Guess you'll have another blurb when she eats cheerios for the first time in a few months.

Posted by: Cindy on November 14, 2003 12:27 AM

One favorite memory from my daughter's infanthood times:

Dear wife was late getting home, so I fed the baby. You pretty much described it. Only the plane/train/mutant spoon from outerspace game changed quickly.

Not content to just smear cerial and mushed veggies all over herself, my daughter who had just learned how to blow razzberrys with her tongue the day before discovered that she could do them with cerial in her mouth also.

I finally decided that why should she have all the fun. So dear wife walks in while infant daughter and daddy are spewing cerial at each other. (it's hard to hear that garage door over the sound of splattering cerial).

She takes one look at the two of us, and announces "That if I think it's that funny, then you can just clean her up also." Then leaves the room.

Wife comes back 5 minutes later when noise get bothersome to find, a trail of cerial encrusted clothes (baby's, not mine) scattered across the kitchen to the sink.

Baby is sitting in the sink full of water. Faucet is still running, water is overflowing from right sink (the side with the baby in it) to the left sink where it is draining. Daughter is screaming at the top of her lungs while splashing water at Dad while dad is spraying water with the small black hose at the baby.

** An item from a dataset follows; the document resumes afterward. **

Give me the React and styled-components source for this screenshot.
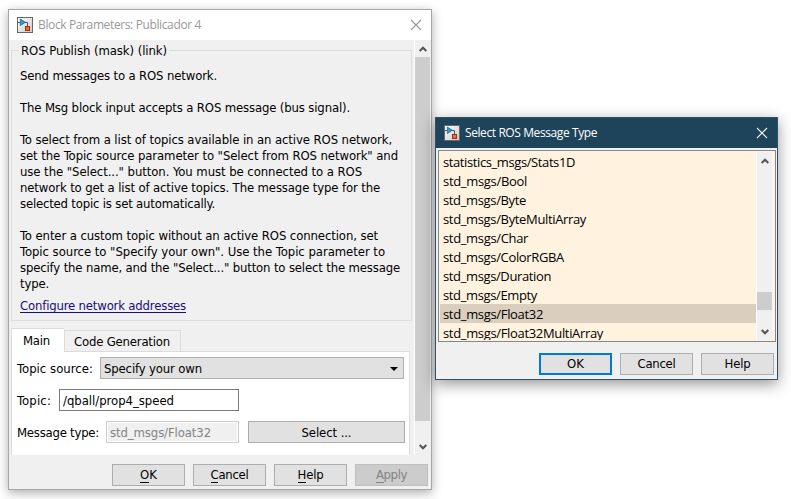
import React, { useLayoutEffect, useRef } from 'react';
import styled, { createGlobalStyle, css } from 'styled-components';

const GlobalStyle = createGlobalStyle`
  *, *::before, *::after { box-sizing: border-box; }
  body { margin: 0; background: #fff; overflow: hidden; }
`;

const tahoma = '"DejaVu Sans Condensed", "DejaVu Sans", sans-serif';
const segoe = '"Open Sans", "Noto Sans", sans-serif';

const Desktop = styled.main`
  position: relative;
  width: 791px;
  height: 499px;
  overflow: hidden;
  background: #fff;
  color: #000;
  font: 13px/16px ${tahoma};
`;

const Window = styled.section`
  position: absolute;
  display: flex;
  flex-direction: column;
  background: #f0f0f0;
`;

const ParametersWindow = styled(Window)`
  left: 8px;
  top: 9px;
  width: 424px;
  height: 481px;
  border: 1px solid #a6a6a6;
  box-shadow: 0 3px 10px rgba(0, 0, 0, 0.32);
`;

const MessageWindow = styled(Window)`
  left: 435px;
  top: 117px;
  width: 343px;
  height: 263px;
  border: 1px solid #2f5066;
  box-shadow: 0 4px 14px rgba(0, 0, 0, 0.42);
`;

const TitleBar = styled.header`
  display: flex;
  align-items: center;
  flex: none;
  height: 30px;
  padding: 0 9px 0 8px;
  gap: 5px;
  background: ${(p) => (p.$active ? '#1d445a' : '#fff')};
  color: ${(p) => (p.$active ? '#fff' : '#999')};
  font: 12px/18px ${segoe};
  > :last-child { margin-left: auto; }
`;

const FitText = styled.span`
  display: inline-block;
  white-space: pre;
`;

/* Tracks a run of text so that it fills the given width. */
function Fit({ w, children, ...rest }) {
  const ref = useRef(null);
  useLayoutEffect(() => {
    const el = ref.current;
    el.style.letterSpacing = '0px';
    const natural = el.getBoundingClientRect().width;
    el.style.letterSpacing = `${(w - natural) / el.textContent.length}px`;
  }, [w]);
  return <FitText ref={ref} {...rest}>{children}</FitText>;
}

const BlockIcon = () => (
  <svg width="16" height="16" viewBox="0 0 16 16">
    <defs>
      <linearGradient id="plate" x1="0" y1="0" x2="1" y2="1">
        <stop offset="0" stopColor="#fff" />
        <stop offset="1" stopColor="#c9c9c9" />
      </linearGradient>
    </defs>
    <rect x=".5" y=".5" width="15" height="15" fill="url(#plate)" stroke="#666" />
    <path d="M1 5.500h2M7 5.500h3.500v4" fill="none" stroke="#555" />
    <path d="M3.300 2v6.600l5-3.300z" fill="#2d9bd2" stroke="#176b9e" strokeWidth=".8" />
    <rect x="8.500" y="9.500" width="4" height="4" fill="#ed6a3c" stroke="#a82a10" />
  </svg>
);

const CloseIcon = () => (
  <svg width="12" height="12" viewBox="0 0 12 12" fill="none" stroke="currentColor">
    <path d="M1 1l10 10M11 1L1 11" strokeWidth="1.100" />
  </svg>
);

const Chevron = ({ down }) => (
  <svg width="8" height="6" viewBox="0 0 8 6" fill="none" stroke="#555" strokeWidth="2">
    <path d={down ? 'M.7 1L4 4.300 7.300 1' : 'M.7 5L4 1.700 7.300 5'} />
  </svg>
);

const ScrollBar = styled.div`
  display: flex;
  flex-direction: column;
  align-items: center;
  flex: none;
  width: 16px;
  border-left: 1px solid #fff;
  background: #f0f0f0;
`;

const ScrollArrow = styled.div`
  display: grid;
  place-items: center;
  flex: none;
  width: 15px;
  height: 17px;
`;

const ScrollThumb = styled.div`
  flex: none;
  width: 15px;
  height: ${(p) => p.$size}px;
  margin-top: ${(p) => p.$offset}px;
  margin-bottom: auto;
  background: #cdcdcd;
`;

const ScrollView = styled.div`
  display: flex;
  justify-content: space-between;
  height: 415px;
  padding-right: 1px;
`;

const ScrollContent = styled.div`
  width: 405px;
  padding: 1px 3px 0 2px;
`;

const Group = styled.fieldset`
  width: 401px;
  height: 280px;
  margin: 0;
  padding: 9px 0 0 8px;
  border: 1px solid #dcdcdc;
`;

const Legend = styled.legend`
  height: 18px;
  margin-left: -1px;
  padding: 0 2px;
  line-height: 20px;
`;

const Description = styled.div`
  display: flex;
  flex-direction: column;
  align-items: flex-start;
`;

const Line = styled(Fit)`
  height: 16px;
`;

const Link = styled.a`
  display: inline-flex;
  height: 15px;
  margin-top: 6px;
  color: #1a0d7c;
  border-bottom: 1px solid #1a0d7c;
`;

const Tabs = styled.div`
  display: flex;
  align-items: flex-end;
  height: 23px;
  margin-top: 7px;
`;

const Tab = styled.div`
  display: flex;
  width: ${(p) => p.$w}px;
  border: 1px solid #dcdcdc;
  border-bottom: 0;
  ${(p) =>
    p.$active
      ? css`
          position: relative;
          height: 24px;
          margin-bottom: -1px;
          padding: 4px 0 0 11px;
          border-right: 0;
          background: #fff;
        `
      : css`
          height: 21px;
          padding: 3px 0 0 9px;
        `}
`;

const TabPane = styled.div`
  display: flex;
  flex-direction: column;
  width: 399px;
  height: 104px;
  padding: 5px 4px 0 5px;
  gap: 10px;
  border: 1px solid #dcdcdc;
  border-bottom: 0;
  background: #fff;
`;

const FieldRow = styled.div`
  display: flex;
  align-items: center;
  height: 22px;
`;

const Label = styled.label`
  flex: none;
  display: flex;
  width: ${(p) => p.$w}px;
  padding-top: 2px;
`;

const Box = styled.div`
  display: flex;
  align-items: center;
  width: ${(p) => p.$w}px;
  height: 22px;
  padding: 2px 5px 0 3px;
`;

const Select = styled(Box)`
  justify-content: space-between;
  border: 1px solid #adadad;
  background: #e1e1e1;
`;

const Input = styled(Box)`
  border: 1px solid ${(p) => (p.$disabled ? '#ccc' : '#7a7a7a')};
  background: ${(p) => (p.$disabled ? '#f0f0f0' : '#fff')};
  color: ${(p) => (p.$disabled ? '#838383' : '#000')};
  ${(p) => p.$disabled && 'box-shadow: inset 0 0 0 1px #fff;'}
`;

const Button = styled.button`
  display: flex;
  align-items: center;
  justify-content: center;
  flex: none;
  width: ${(p) => p.$w || 73}px;
  height: 22px;
  margin: 0;
  padding: 0;
  border: ${(p) => (p.$primary ? '2px solid #0078d7' : '1px solid #adadad')};
  background: #e1e1e1;
  color: #000;
  font: 13px/16px ${tahoma};
  &:disabled { background: #ccc; border-color: #bfbfbf; color: #838383; }
`;

const SelectButton = styled(Button)`
  margin-left: 9px;
  padding-top: 2px;
`;

const Mnemonic = styled.span`
  display: inline-block;
  height: 16px;
  border-bottom: 1px solid currentColor;
`;

const Footer = styled.footer`
  display: flex;
  justify-content: flex-end;
  gap: 8px;
  padding: ${(p) => p.$top}px 3px 0 0;
`;

const ListFrame = styled.div`
  display: flex;
  width: 338px;
  height: 192px;
  margin: 2px 0 0 2px;
  padding: 1px 3px 1px 1px;
  border: 1px solid #828790;
  background: #fff3e0;
`;

const List = styled.ul`
  flex: 1;
  margin: 0;
  padding: 0;
  overflow: hidden;
  list-style: none;
  font: 13px/21px ${segoe};
`;

const Item = styled.li`
  height: 19px;
  padding-left: 3px;
  background: ${(p) => (p.$selected ? '#dacfbe' : 'transparent')};
`;

const description = [
  ['Send messages to a ROS network.', 197],
  null,
  ['The Msg block input accepts a ROS message (bus signal).', 330],
  null,
  ['To select from a list of topics available in an active ROS network,', 372],
  ['set the Topic source parameter to "Select from ROS network" and', 378],
  ['use the "Select..." button. You must be connected to a ROS', 342],
  ['network to get a list of active topics. The message type for the', 360],
  ['selected topic is set automatically.', 195],
  null,
  ['To enter a custom topic without an active ROS connection, set', 358],
  ['Topic source to "Specify your own". Use the Topic parameter to', 365],
  ['specify the name, and the "Select..." button to select the message', 380],
  ['type.', 29],
];

const messageTypes = [
  ['statistics_msgs/Stats1D', 132],
  ['std_msgs/Bool', 84],
  ['std_msgs/Byte', 83],
  ['std_msgs/ByteMultiArray', 143],
  ['std_msgs/Char', 85],
  ['std_msgs/ColorRGBA', 121],
  ['std_msgs/Duration', 108],
  ['std_msgs/Empty', 94],
  ['std_msgs/Float32', 100],
  ['std_msgs/Float32MultiArray', 160],
];

const actions = [
  ['OK', 17],
  ['Cancel', 38],
  ['Help', 26],
  ['Apply', 31],
];

export default function App() {
  return (
    <>
      <GlobalStyle />
      <Desktop>
        <ParametersWindow>
          <TitleBar>
            <BlockIcon />
            <Fit w={163}>Block Parameters: Publicador 4</Fit>
            <CloseIcon />
          </TitleBar>
          <ScrollView>
            <ScrollContent>
              <Group>
                <Legend><Fit w={146}>ROS Publish (mask) (link)</Fit></Legend>
                <Description>
                  {description.map((line, i) => (
                    <Line key={i} w={line ? line[1] : 0}>{line ? line[0] : ' '}</Line>
                  ))}
                  <Link><Fit w={166}>Configure network addresses</Fit></Link>
                </Description>
              </Group>
              <Tabs>
                <Tab $active $w={53}><Fit w={27}>Main</Fit></Tab>
                <Tab $w={117}><Fit w={96}>Code Generation</Fit></Tab>
              </Tabs>
              <TabPane>
                <FieldRow>
                  <Label $w={83}><Fit w={76}>Topic source:</Fit></Label>
                  <Select $w={304}>
                    <Fit w={98}>Specify your own</Fit>
                    <svg width="8" height="4" viewBox="0 0 8 4"><path d="M0 0h8L4 4z" /></svg>
                  </Select>
                </FieldRow>
                <FieldRow>
                  <Label $w={42}><Fit w={34}>Topic:</Fit></Label>
                  <Input $w={180}><Fit w={111}>/qball/prop4_speed</Fit></Input>
                </FieldRow>
                <FieldRow>
                  <Label $w={89}><Fit w={82}>Message type:</Fit></Label>
                  <Input $w={133} $disabled><Fit w={101}>std_msgs/Float32</Fit></Input>
                  <SelectButton $w={157}><Fit w={50}>Select ...</Fit></SelectButton>
                </FieldRow>
              </TabPane>
            </ScrollContent>
            <ScrollBar>
              <ScrollArrow><Chevron /></ScrollArrow>
              <ScrollThumb $offset={0} $size={364} />
              <ScrollArrow><Chevron down /></ScrollArrow>
            </ScrollBar>
          </ScrollView>
          <Footer $top={9}>
            {actions.map(([label, w]) => (
              <Button key={label} disabled={label === 'Apply'}>
                <Fit w={w}><Mnemonic>{label[0]}</Mnemonic>{label.slice(1)}</Fit>
              </Button>
            ))}
          </Footer>
        </ParametersWindow>

        <MessageWindow>
          <TitleBar $active>
            <BlockIcon />
            <Fit w={132}>Select ROS Message Type</Fit>
            <CloseIcon />
          </TitleBar>
          <ListFrame>
            <List>
              {messageTypes.map(([name, w]) => (
                <Item key={name} $selected={name === 'std_msgs/Float32'}>
                  <Fit w={w}>{name}</Fit>
                </Item>
              ))}
            </List>
            <ScrollBar>
              <ScrollArrow><Chevron /></ScrollArrow>
              <ScrollThumb $offset={123} $size={18} />
              <ScrollArrow><Chevron down /></ScrollArrow>
            </ScrollBar>
          </ListFrame>
          <Footer $top={11}>
            {actions.slice(0, 3).map(([label, w]) => (
              <Button key={label} $primary={label === 'OK'}><Fit w={w}>{label}</Fit></Button>
            ))}
          </Footer>
        </MessageWindow>
      </Desktop>
    </>
  );
}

Wife starts crying, and walks away.

Needless to say we made a horrible mess. Especially once she discovered how much fun the stream of water pouring from the faucet was.

Baby finally wound down and was falling asleep while being dried, oiled, diapered and pajammaed.

Fortunately cleaning up the spilled cerial and veggies was easy because the floor, as well as the cupboards, appliances, counters, etc were already drowning in water.

Feeding the baby - 20 minutes.
Cleaning up the baby - 30 minutes
Cleaning up after feed and cleaning the baby - 90 minutes
Remembering that night - a life time.